Dempsey slammed over threat to close school

INFURIATED parents and students last night accused Education Minister Noel Dempsey of double standards as he attempts to close their 150 year-old secondary school.

Four schools in Minister Dempsey's backyard are smaller than the school on the Kilkenny/Carlow border he is trying to close, according to parents from Goresbridge, who protested outside the Dáil yesterday.

Second year student, Lee-Anne Corcoran, aged 14, pleaded with Noel Dempsey not to close her school.

"It's such a small school and that's what we like. It's like a family. Everybody knows everybody and the teachers are great," she said.

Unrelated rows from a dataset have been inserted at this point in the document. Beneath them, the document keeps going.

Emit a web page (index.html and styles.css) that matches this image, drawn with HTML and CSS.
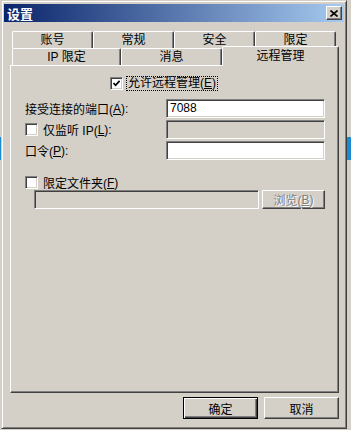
FILE: index.html
```html
<!DOCTYPE html>
<html lang="zh-CN">
<head>
  <meta charset="UTF-8" />
  <title>设置</title>
  <link rel="stylesheet" href="styles.css">
</head>
<body>
  <div class="window">
    <div class="titlebar">
      <span class="title">设置</span>
      <span class="close">
        <svg width="8" height="7" viewBox="0 0 8 7"><path d="M0.5 0.5L7.5 6.5M7.5 0.5L0.5 6.5" stroke="#000" stroke-width="1.6"/></svg>
      </span>
    </div>

    <div class="dialog">
      <div class="tabs">
        <div class="tab-row">
          <div class="tab">账号</div>
          <div class="tab">常规</div>
          <div class="tab">安全</div>
          <div class="tab">限定</div>
        </div>
        <div class="tab-row">
          <div class="tab tab-ip">IP 限定</div>
          <div class="tab tab-msg">消息</div>
          <div class="tab active">远程管理</div>
        </div>
      </div>

      <div class="panel">
        <div class="allow">
          <span class="check checked">
            <svg width="7" height="7" viewBox="0 0 7 7"><path d="M0.5 3L2.6 5.3L6.6 0.8" fill="none" stroke="#000" stroke-width="1.7"/></svg>
          </span>
          <span class="focus">允许远程管理(<u>E</u>)</span>
        </div>

        <div class="form">
          <div class="label">接受连接的端口(<u>A</u>):</div>
          <div class="field">7088</div>

          <div class="label"><span class="check"></span>仅监听 IP(<u>L</u>):</div>
          <div class="field disabled"></div>

          <div class="label">口令(<u>P</u>):</div>
          <div class="field"></div>
        </div>

        <div class="folder label"><span class="check"></span>限定文件夹(<u>F</u>)</div>
        <div class="folder-row">
          <div class="field disabled path"></div>
          <div class="btn btn-off">浏览(<u>B</u>)</div>
        </div>
      </div>

      <div class="actions">
        <div class="btn default">确定</div>
        <div class="btn">取消</div>
      </div>
    </div>
  </div>
</body>
</html>
```

FILE: styles.css
```css
body {
  margin: 0;
  background: linear-gradient(to bottom, #d4d0c8 0, #d4d0c8 137px, #1c8ad0 137px, #1c8ad0 160px, #d4d0c8 160px);
  font-family: "Liberation Sans", "Noto Sans CJK SC", sans-serif;
  font-size: 12px;
  color: #000;
}

.window {
  width: 346px;
  height: 429px;
  margin-left: 1px;
  box-sizing: border-box;
  padding: 2px;
  background: #d4d0c8;
  border: 1px solid;
  border-color: #d4d0c8 #404040 #404040 #d4d0c8;
  box-shadow: inset 1px 1px #fff, inset -1px -1px #808080;
  display: flex;
  flex-direction: column;
}

.titlebar {
  height: 18px;
  margin-top: 1px;
  padding: 0 2px 0 3px;
  background: linear-gradient(to right, #0a246a, #a6caf0);
  display: flex;
  align-items: center;
  justify-content: space-between;
}

.title {
  color: #fff;
  font-weight: bold;
  font-size: 13px;
}

.close {
  width: 16px;
  height: 14px;
  box-sizing: border-box;
  background: #d4d0c8;
  border: 1px solid;
  border-color: #fff #404040 #404040 #fff;
  box-shadow: inset -1px -1px #808080;
  display: flex;
  align-items: center;
  justify-content: center;
}

.dialog {
  padding: 9px 5px 0 6px;
  display: flex;
  flex-direction: column;
}

/* tabs */
.tabs {
  padding-left: 2px;
}

.tab-row {
  display: flex;
  height: 17px;
}

.tab {
  width: 81px;
  height: 17px;
  box-sizing: border-box;
  background: #d4d0c8;
  border-top: 1px solid #fff;
  border-left: 1px solid #fff;
  border-right: 1px solid #404040;
  box-shadow: inset -1px 0 #808080;
  border-radius: 2px 2px 0 0;
  text-align: center;
  line-height: 16px;
}

.tab-ip { width: 109px; }
.tab-msg { width: 101px; }

.tab.active {
  width: 117px;
  height: 20px;
  margin-top: -2px;
  margin-left: 0;
  line-height: 18px;
  position: relative;
  z-index: 1;
}

/* panel */
.panel {
  height: 328px;
  box-sizing: border-box;
  border: 1px solid;
  border-color: #fff #404040 #404040 #fff;
  box-shadow: inset -1px -1px #808080;
}

.check {
  width: 13px;
  height: 13px;
  box-sizing: border-box;
  flex: none;
  background: #fff;
  border: 1px solid;
  border-color: #808080 #fff #fff #808080;
  box-shadow: inset 1px 1px #404040, inset -1px -1px #d4d0c8;
  display: inline-flex;
  align-items: center;
  justify-content: center;
  margin-right: 5px;
}

.allow {
  margin-top: 11px;
  padding-left: 99px;
  height: 13px;
  display: flex;
  align-items: center;
}

.allow .check {
  margin-right: 4px;
}

.focus {
  outline: 1px dotted #000;
  padding: 0 1px;
  line-height: 13px;
}

.form {
  margin-top: 9px;
  padding-left: 14px;
  display: grid;
  grid-template-columns: 141px 159px;
  grid-auto-rows: 19px;
  row-gap: 2px;
}

.label {
  display: flex;
  align-items: center;
  white-space: nowrap;
}

.field {
  box-sizing: border-box;
  height: 19px;
  background: #fff;
  border: 1px solid;
  border-color: #808080 #fff #fff #808080;
  box-shadow: inset 1px 1px #404040, inset -1px -1px #d4d0c8;
  padding: 0 3px;
  line-height: 17px;
}

.field.disabled {
  background: #d4d0c8;
}

.folder {
  margin-top: 16px;
  padding-left: 14px;
  height: 13px;
}

.folder-row {
  margin-top: 1px;
  padding-left: 23px;
  display: flex;
  gap: 3px;
}

.path {
  width: 225px;
}

/* buttons */
.btn {
  width: 75px;
  height: 22px;
  box-sizing: border-box;
  background: #d4d0c8;
  border: 1px solid;
  border-color: #fff #404040 #404040 #fff;
  box-shadow: inset -1px -1px #808080;
  display: flex;
  align-items: center;
  justify-content: center;
}

.btn-off {
  width: 63px;
  height: 19px;
  color: #808080;
  text-shadow: 1px 1px #fff;
}

.btn.default {
  border: 1px solid #000;
  box-shadow: inset 1px 1px #fff, inset -1px -1px #404040, inset -2px -2px #808080;
}

.actions {
  margin-top: 4px;
  display: flex;
  justify-content: flex-end;
  gap: 6px;
}
```
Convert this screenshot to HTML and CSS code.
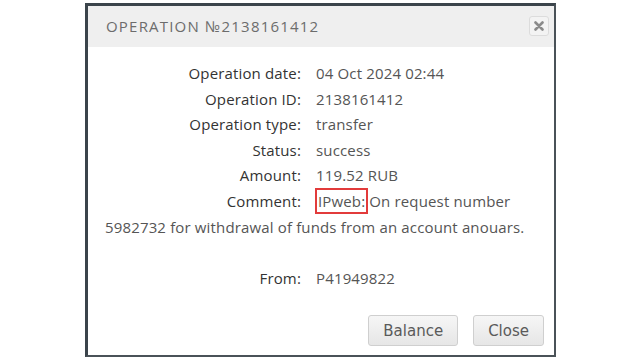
FILE: index.html
```html
<!DOCTYPE html>
<html>
<head>
  <meta charset="utf-8">
  <title>Operation</title>
  <link rel="stylesheet" href="styles.css">
</head>
<body>
  <div class="dialog">
    <div class="dialog-head">
      <span class="dialog-title">OPERATION №2138161412</span>
      <button class="dialog-x" title="close">
        <svg width="10" height="10" viewBox="0 0 10 10"><path d="M1.5 1.5L8.5 8.5M8.5 1.5L1.5 8.5" stroke="#8a8a8a" stroke-width="2.6" stroke-linecap="round"/></svg>
      </button>
    </div>
    <div class="dialog-body">
      <div class="row"><span class="lbl">Operation date:</span><span class="val">04 Oct 2024 02:44</span></div>
      <div class="row"><span class="lbl">Operation ID:</span><span class="val">2138161412</span></div>
      <div class="row"><span class="lbl">Operation type:</span><span class="val">transfer</span></div>
      <div class="row"><span class="lbl">Status:</span><span class="val">success</span></div>
      <div class="row"><span class="lbl">Amount:</span><span class="val">119.52 RUB</span></div>
      <div class="row"><span class="lbl">Comment:</span><span class="mark">IPweb:</span><span>On request number</span></div>
      <div class="row">5982732 for withdrawal of funds from an account anouars.</div>
      <div class="row spacer"></div>
      <div class="row"><span class="lbl">From:</span><span class="val">P41949822</span></div>
    </div>
    <div class="dialog-foot">
      <button class="btn">Balance</button>
      <button class="btn">Close</button>
    </div>
  </div>
</body>
</html>
```

FILE: styles.css
```css
body{
  margin: 0;
  background: #fff;
  font-family: "Open Sans", "Liberation Sans", sans-serif;
}
.dialog{
  width: 466px;
  height: 349px;
  margin: 3px 0 0 85px;
  background: #fff;
  border-top: 3px solid #3b444b;
  border-left: 3px solid #3b444b;
  border-right: 2px solid #4a5258;
  border-bottom: 2px solid #4a5258;
  display: flex;
  flex-direction: column;
}
.dialog-head{
  height: 39px;
  background: #efefef;
  display: flex;
  align-items: center;
  justify-content: space-between;
  padding: 0 5px 2px 18px;
}
.dialog-title{
  font-size: 15px;
  letter-spacing: 1.2px;
  color: #6c6c6c;
}
.dialog-x{
  width: 20px;
  height: 20px;
  padding: 0;
  border: 1px solid #dcdcdc;
  border-radius: 3px;
  background: #f3f3f3;
  display: flex;
  align-items: center;
  justify-content: center;
}
.dialog-body{
  flex: 1;
  padding: 14px 20px 0 17px;
  font-size: 15px;
  line-height: 25.6px;
  letter-spacing: 0.15px;
}
.row{
  color: #555;
}
.spacer{
  height: 25.6px;
}
.lbl{
  display: inline-block;
  width: 196px;
  text-align: right;
  margin-right: 10px;
  color: #333;
}
.val{
  margin-left: 5px;
}
.mark{
  margin-left: 7px;
  margin-right: 4px;
  outline: 2px solid #e23b3b;
  outline-offset: 1px;
}
.dialog-foot{
  display: flex;
  justify-content: flex-end;
  gap: 15px;
  padding: 0 10px 9px 0;
}
.btn{
  font-family: "DejaVu Sans", sans-serif;
  font-size: 15px;
  color: #5a5a5a;
  height: 31px;
  padding: 0 14px;
  border: 1px solid #cfcfcf;
  border-radius: 3px;
  background: linear-gradient(#f6f6f6, #e6e6e6);
}
```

Carlow VEC chairman, Denis Foley said it was not acceptable that the Minister wouldn't even meet school officials. Minister Dempsey sent the school a letter two months ago, indicating it would be closed down over the next two years because the trustees, the Brigidine Order, were pulling out.

However, despite persistent requests, Minister Dempsey has not met with representatives of the school.

Parents have figures which show the school is not just sustainable, but critical to their town. They want the VEC to take it over and for the Department to make funds available to allow this to happen. The school's trustees also agree to such a move. And they say it's not fair to try to close their school while letting others in and around his own constituency open.

Abylity Secondary School in the Minister's backyard, the two schools in Athboy and Longwood Secondary School are all smaller than St Bridget's, parents argue.

"I would plead with the Minister. They are very distressed and it's an excellent school," said mother of two students, Deirdre Lillis.

Principal, John McDonald, was one of the 100 outside the Dáil yesterday.

He said the government proposes spending €700,000 providing temporary accommodation for the school to allow the existing building to be sold. But what parents and the community at large want is for just €600,000 more to be spent to keep the school open and upgrade it to the standard required.

"The Minister is a logical man. But he's trying to put the cart before the horse. He wants us to prove the school is viable, yet at the same time, when there is uncertainty about its future, it's a difficult task.

"If the school building is sold, we won't just be losing a school. We'll be losing an invaluable community asset.